Compare Excel Sheets for Duplicates: Easy Methods
Introduction to Comparing Excel Sheets
Excel is an incredibly powerful tool used by millions for data analysis, organization, and reporting. Often, users need to compare multiple Excel sheets to find and manage duplicate entries. This could be for tasks like reconciling financial records, merging data sets, or cleaning up databases. This post will walk you through several easy methods to compare Excel sheets for duplicates, ensuring that you can maintain data accuracy with minimal effort.
Method 1: Using Conditional Formatting
One of the simplest ways to find duplicates is by using Excel’s Conditional Formatting feature.
- Select the range or the entire dataset you want to compare.
- Go to the Home tab, click on Conditional Formatting, then Highlight Cell Rules, and choose Duplicate Values.
- Choose a format to highlight the duplicates, like a color or pattern.
This method visually identifies duplicates, making them easy to spot, but it's not the best for managing or removing them.
⚠️ Note: This method highlights duplicates within a single range, not across multiple sheets.
Method 2: Using Advanced Filter
Excel’s Advanced Filter can be utilized to find and extract unique records or list duplicates:
- Highlight the entire range you want to check for duplicates.
- Go to the Data tab, click on Advanced under the Sort & Filter group.
- Select Filter the list, in-place if you want to see duplicates in the original dataset or Copy to another location for extraction.
- Check Unique records only to show only unique entries or leave it unchecked to list duplicates.
This technique allows you to either filter in place or extract duplicates to another area of your sheet, offering more flexibility than Conditional Formatting.
🔎 Note: Ensure your range includes headers to make it easier to sort or filter data.
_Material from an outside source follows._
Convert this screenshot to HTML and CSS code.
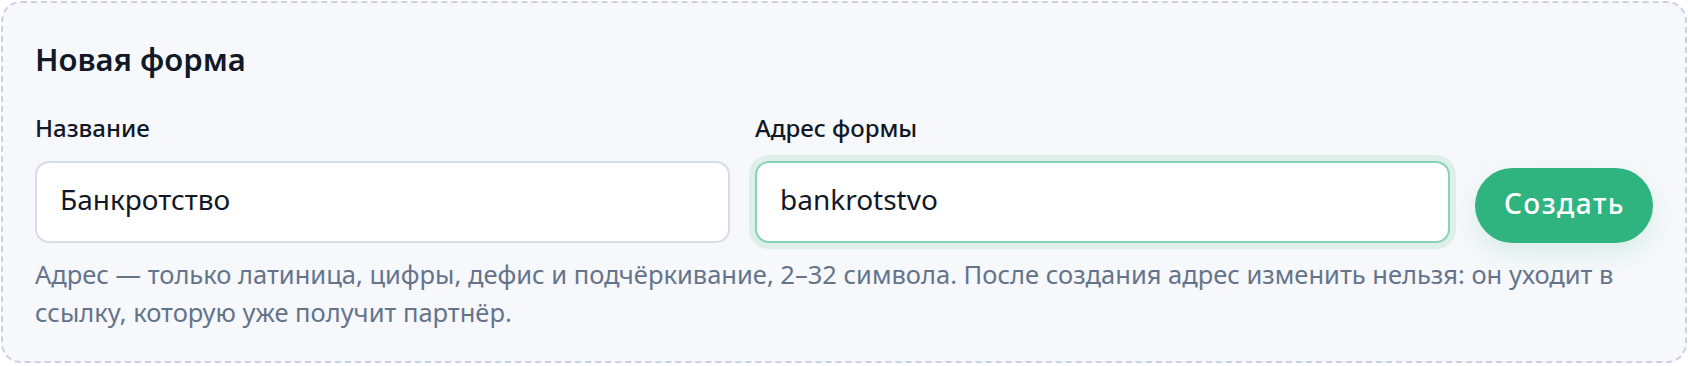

Method 3: VLOOKUP or INDEX MATCH
For comparing data across multiple sheets, VLOOKUP or INDEX MATCH formulas can be highly effective:
VLOOKUP
Column A (Sheet 1) | Column B (Sheet 2) |
---|---|
=IF(ISERROR(VLOOKUP(A2,Sheet2!A2:B100,2,FALSE)),“Not in Sheet2”,“Duplicate”) | This will check if the value in A2 of Sheet 1 exists in the same column in Sheet 2. |
INDEX MATCH
Column A (Sheet 1) | Column B (Sheet 2) |
---|---|
=IF(ISERROR(INDEX(Sheet2!A2:B100,MATCH(A2,Sheet2!A2:A100,0),2)),“Not in Sheet2”,“Duplicate”) | Like VLOOKUP, but more powerful in Excel due to its ability to look in any direction and not being limited to the first column for the lookup value. |
Both methods can be adjusted to compare multiple columns if needed.
📚 Note: The column numbers and ranges in formulas should be adjusted based on your actual data layout.
Method 4: Power Query
Power Query (also known as Get & Transform in newer versions) offers an automated, scalable way to compare data:
- Load your Excel sheets into Power Query.
- Use the Append Queries feature to combine the data from both sheets.
- Then apply a Group By operation to identify duplicates based on the key columns you choose.
This method is particularly useful when dealing with large datasets or when you need to perform complex data manipulation before comparing.
Conclusion
In conclusion, comparing Excel sheets for duplicates can be approached in several ways, from simple conditional formatting to advanced queries using Power Query. Each method has its strengths; Conditional Formatting is great for visual identification, Advanced Filter provides basic functionality for management, while VLOOKUP/INDEX MATCH and Power Query give you powerful, flexible options for data across sheets. By leveraging these techniques, you can ensure your data is clean, accurate, and ready for analysis or reporting. Remember, choosing the right method depends on your dataset size, the complexity of the comparison, and how you intend to use the results.
Can I use these methods to compare non-adjacent columns?
+
Yes, using VLOOKUP, INDEX MATCH, or Power Query allows you to compare data in any columns, even if they are not adjacent. Ensure to adjust your formulas or query setup accordingly.
What if my data contains errors or variations in formatting?
+
Conditional formatting and Advanced Filter might not catch variations due to formatting differences. For such cases, pre-processing with Power Query or using functions like TRIM() or LOWER() in VLOOKUP can help normalize data before comparison.
How can I handle large datasets with many duplicates?
+
For large datasets, consider using Power Query, which can handle millions of rows efficiently. Regular Excel functions might slow down with very large data, making Power Query an excellent choice for scalability.
Do these methods work across different Excel files?
+
Power Query can be used to import and compare data from different files. VLOOKUP or INDEX MATCH will require references to external workbooks, which might complicate automation.